Cherokee Phoenix

We copy the following from the Georgia Journal, particularly the latter part, as a good specimen of

Published October, 1, 1830

Page 4 Column 4a

We copy the following from the Georgia Journal, particularly the latter part, as a good specimen of the chivalry of some of the inhabitants of Georgia.

Under the present circumstances, and in the actual posture of our Indian affairs, what has Georgia to do? Nothing but to remain firm; nothing but to have her laws well executed, and strictly obeyed. If we, Georgians, can live happy and contented, under those laws, the Cherokees who are represented by northern citizens, as more civilized than we are, can easily submit to them and enjoy all the freedom we do. No concessions should be made to the northern fanatics and hypocrites. No compromise should be made with the federal government, respecting a portion of the territory we claim.

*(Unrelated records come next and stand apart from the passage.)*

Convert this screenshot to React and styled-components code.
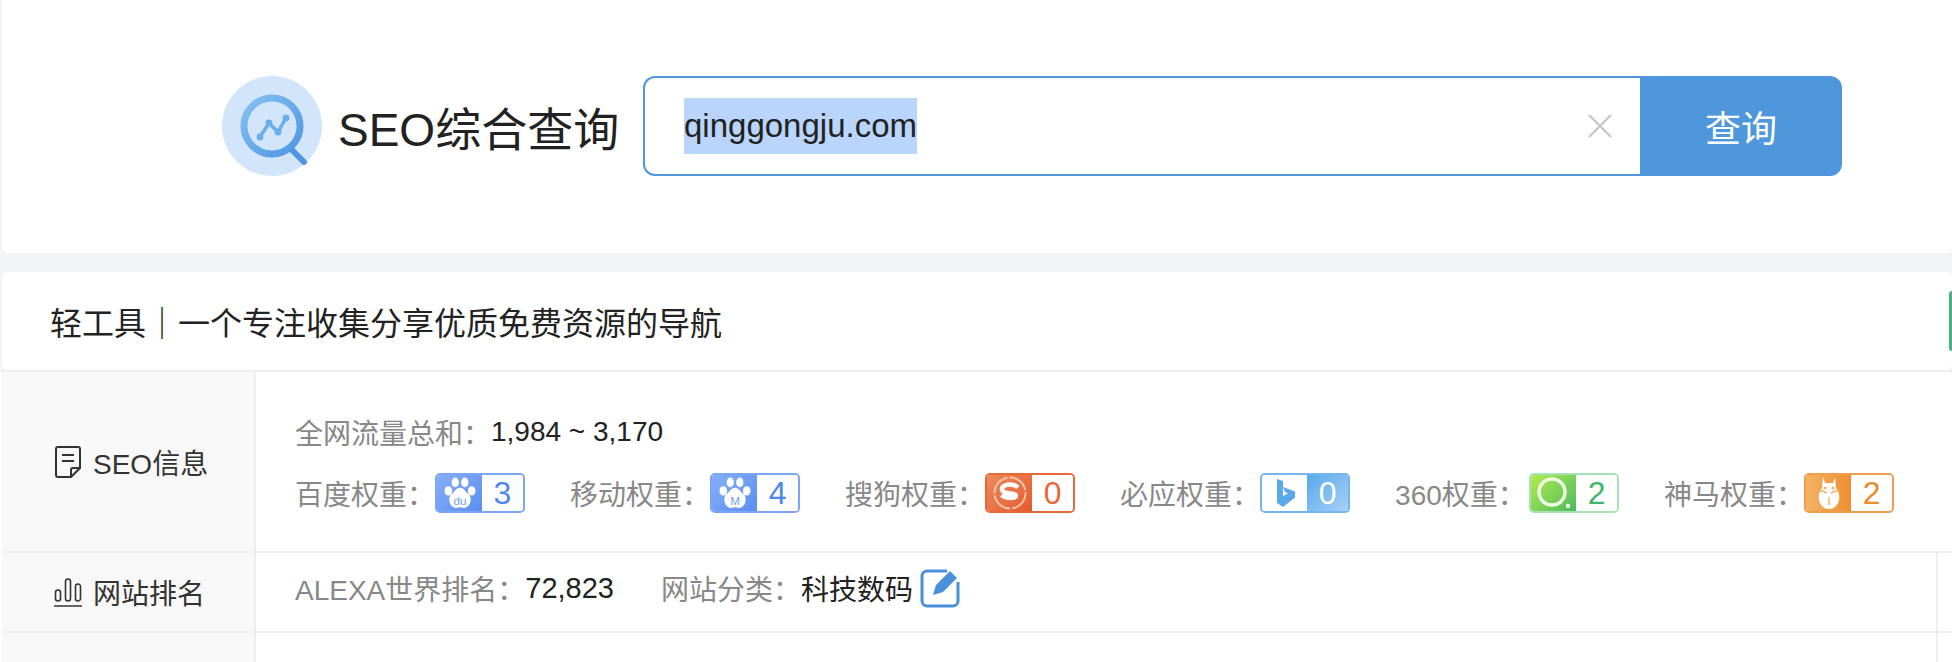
import styled, { createGlobalStyle } from 'styled-components';

const Global = createGlobalStyle`
  html, body {
    margin: 0;
    padding: 0;
    background: #fff;
    overflow: hidden;
  }
  body {
    font-family: "Liberation Sans", "Noto Sans CJK SC", sans-serif;
  }
`

const Page = styled.div`
  width: 1952px;
  height: 662px;
  overflow: hidden;
  background: #f2f4f7;
`

const SearchCard = styled.div`
  height: 253px;
  margin-left: 2px;
  background: #fff;
  border-radius: 0 0 6px 6px;
  padding: 76px 0 0 220px;
  box-sizing: border-box;
  display: flex;
`

const Brand = styled.div`
  display: flex;
  align-items: center;
  width: 421px;
  height: 100px;
`

const Logo = styled.svg`
  width: 100px;
  height: 100px;
  flex: none;
  margin-right: 16px;
`

const BrandName = styled.span`
  font-size: 46px;
  color: #222;
  white-space: nowrap;
`

const SearchBox = styled.div`
  display: flex;
  width: 1199px;
  height: 100px;
`

const InputWrap = styled.div`
  flex: 1;
  display: flex;
  align-items: center;
  justify-content: space-between;
  border: 2px solid #4f97dd;
  border-right: none;
  border-radius: 12px 0 0 12px;
  padding: 0 28px 0 39px;
`

const Selected = styled.span`
  background: #b9d5fb;
  color: #222;
  font-size: 33px;
  line-height: 56px;
`

const ClearIcon = styled.svg`
  width: 24px;
  height: 24px;
`

const SearchButton = styled.button`
  width: 202px;
  border: none;
  border-radius: 0 12px 12px 0;
  background: #4f97dd;
  color: #fff;
  font-family: inherit;
  font-size: 36px;
  padding: 0;
`

const SiteBar = styled.div`
  height: 98px;
  margin: 19px 0 0 2px;
  background: #fff;
  border-radius: 6px;
  display: flex;
  align-items: center;
  justify-content: space-between;
  padding-left: 48px;
  font-size: 32px;
  color: #222;
`

const Tag = styled.div`
  width: 3px;
  height: 60px;
  background: #4caf7d;
  border-radius: 4px 0 0 4px;
`

const Table = styled.div`
  background: #fff;
  border-top: 2px solid #eee;
  padding-left: 2px;
`

const Row = styled.div`
  display: flex;
  height: ${({h}) => h}px;
  border-bottom: 2px solid #eee;
`

const Side = styled.div`
  width: 254px;
  flex: none;
  background: #f8f8f8;
  border-right: 2px solid #eee;
  display: flex;
  align-items: center;
  padding-left: 50px;
  box-sizing: border-box;
  font-size: 28px;
  color: #333;
`

const SideIcon = styled.svg`
  width: 32px;
  height: 32px;
  margin-right: 9px;
  flex: none;
`

const Body = styled.div`
  flex: 1;
  padding-left: 39px;
  margin-right: 13px;
  font-size: 28px;
`

const Line = styled.div`
  display: flex;
  align-items: center;
  margin-top: ${({top}) => top}px;
`

const Label = styled.span`
  color: #888;
  white-space: nowrap;
`

const Value = styled.span`
  color: #222;
  white-space: nowrap;
  font-size: ${({size}) => size || 28}px;
  margin-right: ${({gap}) => gap || 0}px;
`

const RankItem = styled.div`
  display: flex;
  align-items: center;
  margin-right: 45px;
`

const WideLabel = styled(Label)`
  width: 134px;
`

const Badge = styled.div`
  display: flex;
  width: 90px;
  height: 40px;
  border: 2px solid ${({color}) => color};
  border-radius: 5px;
  box-sizing: border-box;
  overflow: hidden;
`

const BadgeLogo = styled.div`
  width: 45px;
  flex: none;
  display: flex;
  align-items: center;
  justify-content: center;
  background: ${({color}) => color};
`

const BadgeNum = styled.div`
  flex: 1;
  text-align: center;
  font-size: 32px;
  line-height: 36px;
  color: ${({color}) => color};
  background: ${({fill}) => fill || '#fff'};
`

const EditIcon = styled.svg`
  width: 40px;
  height: 40px;
  margin-left: 7px;
`

const EdgeLine = styled.div`
  width: 2px;
  flex: none;
  margin-right: 14px;
  background: ${({hidden}) => hidden ? 'transparent' : '#eee'};
`

const Paw = ({label}) => (
  <svg width="36" height="34" viewBox="0 0 32 32">
    <g fill="#fff">
      <ellipse cx="5" cy="14" rx="3.6" ry="4.4" />
      <ellipse cx="11.5" cy="6" rx="3.4" ry="4.6" />
      <ellipse cx="20.5" cy="6" rx="3.4" ry="4.6" />
      <ellipse cx="27" cy="14" rx="3.6" ry="4.4" />
      <path d="M16 11c4 0 5 4 8 6 4 3 2 13-4 13-2 0-3-.6-4-.6s-2 .6-4 .6c-6 0-8-10-4-13 3-2 4-6 8-6z" />
    </g>
    <text x="16" y="27" textAnchor="middle" fontSize="11" fontFamily="Liberation Sans" fill="#6f9df2">{label}</text>
  </svg>
)

const SogouLogo = () => (
  <svg width="36" height="36" viewBox="0 0 36 36">
    <circle cx="18" cy="18" r="15.5" fill="none" stroke="#f7c3a8" strokeWidth="2" strokeDasharray="22 2" />
    <path d="M26 12.5c-2-2-5-3-8-3-4 0-8 1.6-8 4.6 0 6 14 3 14 6.4 0 2-3 2.6-6 2.6-3 0-6-1-8.500-3" fill="none" stroke="#fff" strokeWidth="4.500" />
  </svg>
)

const BingLogo = () => (
  <svg width="22" height="30" viewBox="0 0 22 30">
    <path d="M3 1l6 2v15l5-2.600-3-1.400-2-5 12 4.500v6L9 29l-6-4z" fill="#5aa9ea" />
  </svg>
)

const Logo360 = () => (
  <svg width="38" height="36" viewBox="0 0 38 36">
    <circle cx="17" cy="17" r="13" fill="none" stroke="#eefae4" strokeWidth="3.500" />
    <circle cx="33" cy="31" r="2.200" fill="#eefae4" />
  </svg>
)

const ShenmaLogo = () => (
  <svg width="24" height="34" viewBox="0 0 24 34">
    <path d="M6 1l2 6h8l2-6 1 11c4 5 4 11 2 15-2 4-5 6-9 6s-7-2-9-6c-2-4-2-10 2-15z" fill="#fff" />
    <path d="M3 14l7 3M21 14l-7 3M12 21v8" stroke="#f3b066" strokeWidth="1.500" fill="none" />
    <circle cx="8" cy="12" r="1.600" fill="#f3b066" />
    <circle cx="16" cy="12" r="1.600" fill="#f3b066" />
  </svg>
)

const ranks = [
  {name: '百度权重：', border: '#7ba6f6', bg: 'linear-gradient(135deg,#86aef8,#5a8ff0)', num: '3', color: '#4f86ee', logo: <Paw label="du" />},
  {name: '移动权重：', border: '#7ba6f6', bg: 'linear-gradient(135deg,#86aef8,#5a8ff0)', num: '4', color: '#4f86ee', logo: <Paw label="M" />},
  {name: '搜狗权重：', border: '#e8683a', bg: 'linear-gradient(135deg,#ee8a5c,#e55b2e)', num: '0', color: '#e8683a', logo: <SogouLogo />},
  {name: '必应权重：', border: '#72b5ef', bg: '#fff', num: '0', color: '#fff', fill: 'linear-gradient(135deg,#5aa9ea,#a5d0f5)', logo: <BingLogo />},
  {name: '360权重：', wide: true, border: '#a6e2b8', bg: 'linear-gradient(135deg,#b1ec4c,#4dbb5f)', num: '2', color: '#3fb56a', logo: <Logo360 />},
  {name: '神马权重：', border: '#ee9f4e', bg: 'linear-gradient(90deg,#f4b264,#ee8f2f)', num: '2', color: '#e88c2e', logo: <ShenmaLogo />},
]

const App = () => (
  <Page>
    <Global />
    <SearchCard>
      <Brand>
        <Logo viewBox="0 0 100 100">
          <defs>
            <linearGradient id="lens" x1="0" y1="0" x2="1" y2="1">
              <stop offset="0" stopColor="#84c0f0" />
              <stop offset="1" stopColor="#4f97e5" />
            </linearGradient>
          </defs>
          <circle cx="50" cy="50" r="50" fill="#d2e5fb" />
          <circle cx="50" cy="50" r="28" fill="none" stroke="url(#lens)" strokeWidth="7" />
          <path d="M71 75l11 11" stroke="#4f97e5" strokeWidth="6" strokeLinecap="round" />
          <path d="M38 61l9-14 9 9 8-14" fill="none" stroke="#6aaeea" strokeWidth="3.500" strokeLinejoin="round" />
          <circle cx="38" cy="61" r="3.400" fill="#6aaeea" />
          <circle cx="47" cy="47" r="3.400" fill="#6aaeea" />
          <circle cx="56" cy="56" r="3.400" fill="#6aaeea" />
          <circle cx="64" cy="42" r="3.400" fill="#6aaeea" />
        </Logo>
        <BrandName>SEO综合查询</BrandName>
      </Brand>
      <SearchBox>
        <InputWrap>
          <Selected>qinggongju.com</Selected>
          <ClearIcon viewBox="0 0 24 24">
            <path d="M1 1l22 22M23 1L1 23" stroke="#c8c8c8" strokeWidth="2.400" />
          </ClearIcon>
        </InputWrap>
        <SearchButton>查询</SearchButton>
      </SearchBox>
    </SearchCard>
    <SiteBar>
      <span>轻工具｜一个专注收集分享优质免费资源的导航</span>
      <Tag />
    </SiteBar>
    <Table>
      <Row h={179}>
        <Side>
          <SideIcon viewBox="0 0 32 32">
            <path d="M6 1h20a2 2 0 0 1 2 2v19l-9 9H6a2 2 0 0 1-2-2V3a2 2 0 0 1 2-2zM28 22h-7a2 2 0 0 0-2 2v7M10 9h12M10 15h12" fill="none" stroke="#333" strokeWidth="2" />
          </SideIcon>
          SEO信息
        </Side>
        <Body>
          <Line top={40}>
            <Label>全网流量总和：</Label>
            <Value>1,984 ~ 3,170</Value>
          </Line>
          <Line top={21}>
            {ranks.map(r => (
              <RankItem key={r.name}>
                {r.wide ? <WideLabel>{r.name}</WideLabel> : <Label>{r.name}</Label>}
                <Badge color={r.border}>
                  <BadgeLogo color={r.bg}>{r.logo}</BadgeLogo>
                  <BadgeNum color={r.color} fill={r.fill}>{r.num}</BadgeNum>
                </Badge>
              </RankItem>
            ))}
          </Line>
        </Body>
        <EdgeLine />
      </Row>
      <Row h={78}>
        <Side>
          <SideIcon viewBox="0 0 32 32">
            <path d="M2 30h28M6 25a2.500 2.500 0 0 1-2.500-2.500v-6a2.500 2.500 0 0 1 5 0v6A2.500 2.500 0 0 1 6 25zM16 25a2.500 2.500 0 0 1-2.500-2.500v-17a2.500 2.500 0 0 1 5 0v17A2.500 2.500 0 0 1 16 25zM26 25a2.500 2.500 0 0 1-2.500-2.500v-12a2.500 2.500 0 0 1 5 0v12A2.500 2.500 0 0 1 26 25z" fill="none" stroke="#333" strokeWidth="1.600" />
          </SideIcon>
          网站排名
        </Side>
        <Body>
          <Line top={15}>
            <Label>ALEXA世界排名：</Label>
            <Value size={29} gap={47}>72,823</Value>
            <Label>网站分类：</Label>
            <Value>科技数码</Value>
            <EditIcon viewBox="0 0 40 40">
              <path d="M27 3H7a5 5 0 0 0-5 5v25a5 5 0 0 0 5 5h26a5 5 0 0 0 5-5V14" fill="none" stroke="#4a8fd9" strokeWidth="3" />
              <path d="M13 27l3-10L30 3l7 7-14 14z" fill="#4a8fd9" />
            </EditIcon>
          </Line>
        </Body>
        <EdgeLine />
      </Row>
      <Row h={40}>
        <Side />
        <Body />
        <EdgeLine />
      </Row>
    </Table>
  </Page>
)

export default App;
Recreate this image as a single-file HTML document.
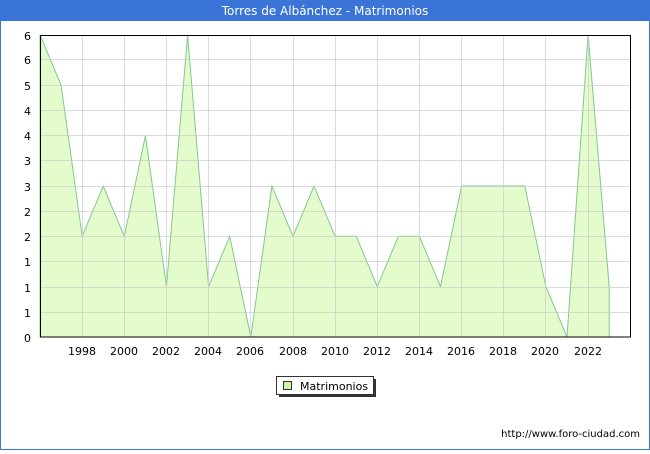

If Georgia is an independent and sovereign state, she is entitled to all the land lying within the boundaries acknowledged by foreign powers and her sister States of the confederation. If she is not an independent state, then the people will have to obey the sovereign power, which must reside either in the federal government or in the Cherokee council; in which case the latter would be justified by Mr. Wirt in extending the laws of the Cherokees over the territory now occupied by the white citizens of Georgia, and, with the assistance of their northern friends armed and equipped in the Indian fashion, with tomahawks, bows and arrows, attempting to compel them to learn civilization from the Cherokees, and become as good and exemplary Christians as they are. But as she is independent and sovereign, she must exercise the attribute of that sovereignty. She must protest against the federal government meddling in those concerns, except in those matters authorized by the federal constitution, and the laws passed under its sanction. We will have to let the northern fanatics and hypocrites rail at us; call us barbarians; declare in their papers that we ought all to be hanged. Words and abuse do not hurt. But we must tell them, that at their peril, they are not to cross the Savannah River, even if our sister Southern States shall give them a passage through their territories. Yes, at their peril, let them dare the passage of the Savannah.